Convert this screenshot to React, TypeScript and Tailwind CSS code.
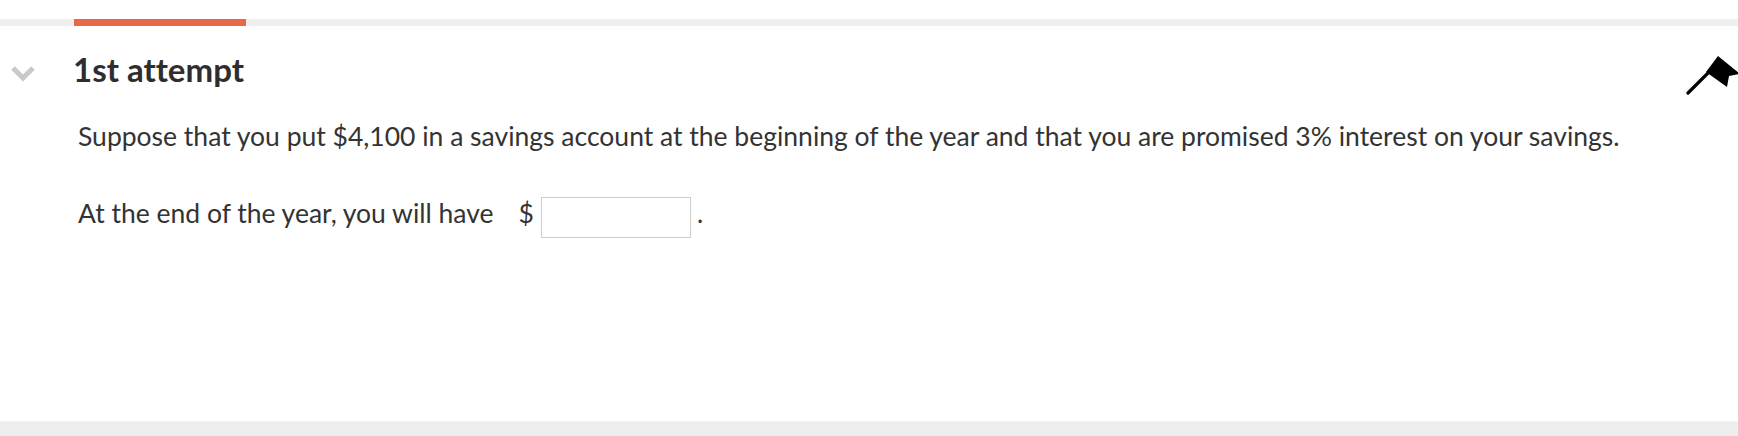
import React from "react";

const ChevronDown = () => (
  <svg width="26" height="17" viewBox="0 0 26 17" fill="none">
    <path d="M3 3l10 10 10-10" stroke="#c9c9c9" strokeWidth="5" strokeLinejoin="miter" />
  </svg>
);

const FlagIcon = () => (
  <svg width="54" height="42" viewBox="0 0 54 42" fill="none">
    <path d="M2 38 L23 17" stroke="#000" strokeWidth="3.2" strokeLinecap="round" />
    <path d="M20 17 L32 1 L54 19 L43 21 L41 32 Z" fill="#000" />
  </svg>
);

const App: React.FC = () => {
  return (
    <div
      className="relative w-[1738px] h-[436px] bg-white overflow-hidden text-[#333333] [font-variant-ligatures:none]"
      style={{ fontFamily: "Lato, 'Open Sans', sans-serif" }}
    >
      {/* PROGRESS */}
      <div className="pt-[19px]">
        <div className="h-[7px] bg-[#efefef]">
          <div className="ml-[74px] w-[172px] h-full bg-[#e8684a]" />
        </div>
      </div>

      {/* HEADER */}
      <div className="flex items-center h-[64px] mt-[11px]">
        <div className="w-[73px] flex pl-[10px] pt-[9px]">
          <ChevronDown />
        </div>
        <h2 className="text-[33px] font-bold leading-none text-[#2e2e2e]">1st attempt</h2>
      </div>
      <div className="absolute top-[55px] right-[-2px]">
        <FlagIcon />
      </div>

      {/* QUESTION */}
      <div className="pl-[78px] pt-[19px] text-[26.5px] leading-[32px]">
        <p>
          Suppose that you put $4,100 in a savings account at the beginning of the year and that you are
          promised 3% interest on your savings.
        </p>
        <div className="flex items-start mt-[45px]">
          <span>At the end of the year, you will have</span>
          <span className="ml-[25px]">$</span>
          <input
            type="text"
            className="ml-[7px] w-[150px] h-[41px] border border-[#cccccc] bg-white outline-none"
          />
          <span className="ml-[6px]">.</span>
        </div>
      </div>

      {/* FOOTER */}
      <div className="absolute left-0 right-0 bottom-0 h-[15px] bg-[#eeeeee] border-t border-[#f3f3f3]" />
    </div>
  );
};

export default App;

_ _ _ _ _

# What you should do
Images should not appear in the copy; retype the listing above exactly.

# Expected answer
Convert this screenshot to React, TypeScript and Tailwind CSS code.
import React from "react";

const ChevronDown = () => (
  <svg width="26" height="17" viewBox="0 0 26 17" fill="none">
    <path d="M3 3l10 10 10-10" stroke="#c9c9c9" strokeWidth="5" strokeLinejoin="miter" />
  </svg>
);

const FlagIcon = () => (
  <svg width="54" height="42" viewBox="0 0 54 42" fill="none">
    <path d="M2 38 L23 17" stroke="#000" strokeWidth="3.2" strokeLinecap="round" />
    <path d="M20 17 L32 1 L54 19 L43 21 L41 32 Z" fill="#000" />
  </svg>
);

const App: React.FC = () => {
  return (
    <div
      className="relative w-[1738px] h-[436px] bg-white overflow-hidden text-[#333333] [font-variant-ligatures:none]"
      style={{ fontFamily: "Lato, 'Open Sans', sans-serif" }}
    >
      {/* PROGRESS */}
      <div className="pt-[19px]">
        <div className="h-[7px] bg-[#efefef]">
          <div className="ml-[74px] w-[172px] h-full bg-[#e8684a]" />
        </div>
      </div>

      {/* HEADER */}
      <div className="flex items-center h-[64px] mt-[11px]">
        <div className="w-[73px] flex pl-[10px] pt-[9px]">
          <ChevronDown />
        </div>
        <h2 className="text-[33px] font-bold leading-none text-[#2e2e2e]">1st attempt</h2>
      </div>
      <div className="absolute top-[55px] right-[-2px]">
        <FlagIcon />
      </div>

      {/* QUESTION */}
      <div className="pl-[78px] pt-[19px] text-[26.5px] leading-[32px]">
        <p>
          Suppose that you put $4,100 in a savings account at the beginning of the year and that you are
          promised 3% interest on your savings.
        </p>
        <div className="flex items-start mt-[45px]">
          <span>At the end of the year, you will have</span>
          <span className="ml-[25px]">$</span>
          <input
            type="text"
            className="ml-[7px] w-[150px] h-[41px] border border-[#cccccc] bg-white outline-none"
          />
          <span className="ml-[6px]">.</span>
        </div>
      </div>

      {/* FOOTER */}
      <div className="absolute left-0 right-0 bottom-0 h-[15px] bg-[#eeeeee] border-t border-[#f3f3f3]" />
    </div>
  );
};

export default App;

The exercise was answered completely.